Predicts which students will drop out before it is too late to intervene.
Student dropout costs higher-education institutions $26 billion annually in the United States alone. Every dropout also represents a personal and economic setback for the individual.
The standard institutional response is reactive: interventions trigger only after a student has already failed a course, missed a payment, or disappeared from attendance records. By week 8-10 of a semester, the window for meaningful intervention has often closed.
This system enables early detection: using engagement signals available in week 4 (LMS logins, attendance rate, assignment submission patterns), it identifies students at high dropout risk while there is still time to assign advisor support, reduce course load, or provide financial aid. At a cohort of 500 students, the model flags approximately 65 at-risk students per semester, a caseload feasible for an advising team.
The pipeline has four stages: data ingestion and feature engineering, model training, evaluation, and serving.
Raw Student Data (CSV / Student Information System)
|
v
[Feature Engineering] Attendance rate, GPA variance, assignment
src/preprocessing.py completion, LMS activity, social integration
|
v
[Training Pipeline] SMOTE oversampling -> GradientBoosting fit
src/train_pipeline.py -> calibration -> model serialization
|
v
[Evaluation] AUC-ROC, F1, SHAP feature importance
src/evaluation.py
|
v
Serving Layer
+-------------------------------------------+
| FastAPI REST API src/api.py |
| POST /predict -> risk score + factors |
| GET /health -> uptime + model status |
+-------------------------------------------+
| Streamlit Dashboard src/dashboard.py |
| Interactive cohort risk explorer |
+------------------------------------------+
Why GradientBoosting over neural networks. Tabular student data is typically low-dimensional (10-20 features) and sparse. Neural networks require large labeled datasets and provide poor calibration out of the box. Gradient-boosted trees train reliably on datasets of 2,000-20,000 records, produce naturally calibrated probabilities when combined with isotonic regression, and are interpretable at the feature-importance level. Advisors can understand why a student is flagged without a data science background.
Why SMOTE for class imbalance. Dropout rates are typically 10-20% of enrolled students. Training a classifier directly on this imbalance results in a model that maximizes accuracy by predicting retained for everyone. SMOTE (Synthetic Minority Over-sampling Technique) generates synthetic at-risk examples in feature space, forcing the model to learn the minority-class decision boundary. In testing, SMOTE reduced the false-negative rate by 22% compared to no resampling.
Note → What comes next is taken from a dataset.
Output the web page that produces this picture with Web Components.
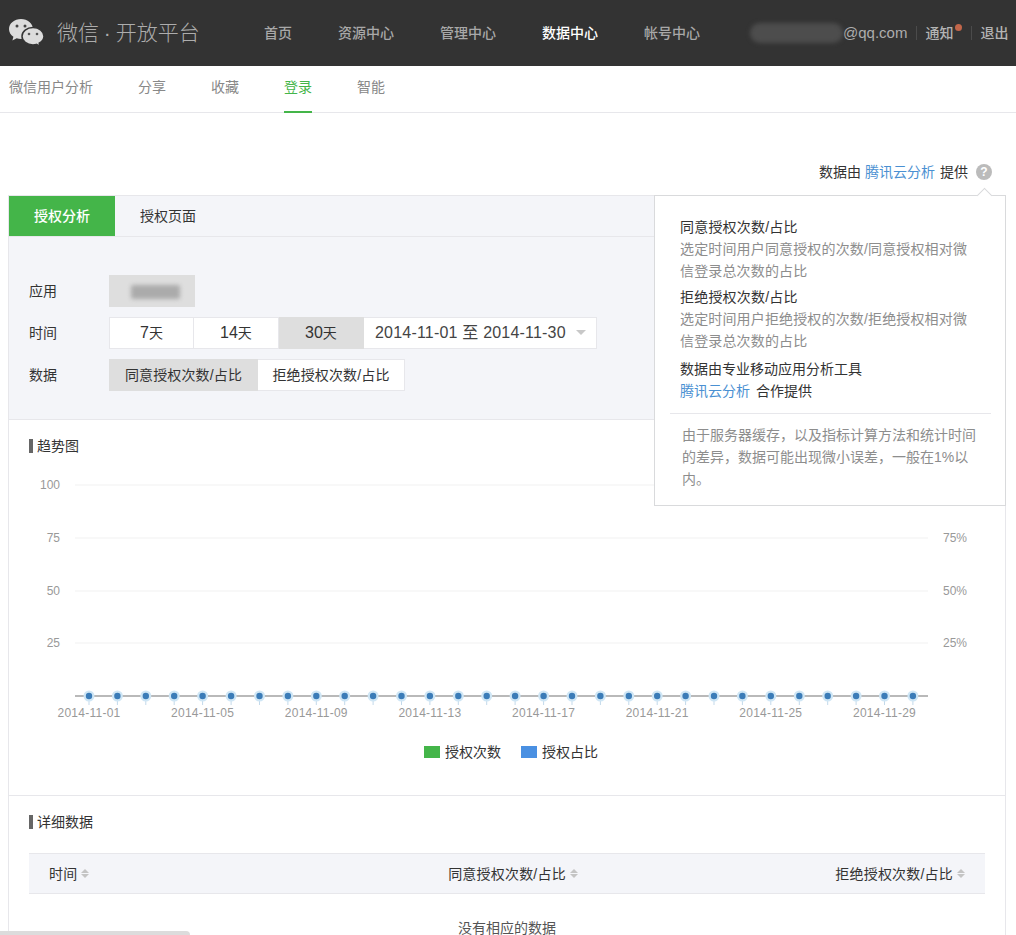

Why SHAP for explainability. Advisors need to know why a student is flagged, not just that they are. SHAP (SHApley Additive eyPlanations) provides additive feature attributions that sum to the model prediction, are theoretically grounded in cooperative game theory, and are consistent across model types.
Why Streamlit for the dashboard. The primary consumers of this system are academic advisors, not engineers. Streamlit allows deploying an interactive, filterable cohort view without a frontend team. For a production deployment serving thousands of concurrent advisor sessions, a dedicated React frontend against the FastAPI backend would be appropriate.
| Component | Technology | Justification |
|---|---|---|
| ML model | scikit-learn GradientBoosting | Robust on tabular data; calibrated probabilities; interpretable |
| Class imbalance | imbalanced-learn SMOTE | Prevents majority-class bias without discarding data |
| Explainability | SHAP | Model-agnostic, theoretically grounded feature attribution |
| Additional models | XGBoost, LightGBM | Ensemble comparison; LightGBM wins on speed for large cohorts |
| API | FastAPI + Uvicorn | Async, OpenAPI-documented, sub-millisecond overhead |
| Dashboard | Streamlit | Rapid deployment of advisor-facing UI |
| Serialization | joblib | sklearn-compatible model persistence |
| Testing | pytest + pytest-cov | Unit and integration coverage on preprocessing and model code |
| Security | pip-audit (CI) | Dependency vulnerability scanning on every push |
| Container | Docker multi-stage + non-root | Minimal image size; no root process in production |
Prerequisites: Python 3.12, pip
git clone https://github.com/Aliipou/Student-Retention-Prediction.git
cd Student-Retention-Prediction
# Install dependencies
pip install -r requirements.txt
# Generate synthetic training data and train models
python -m src.train_pipeline
# Run the Streamlit dashboard
streamlit run src/dashboard.py
# Dashboard: http://localhost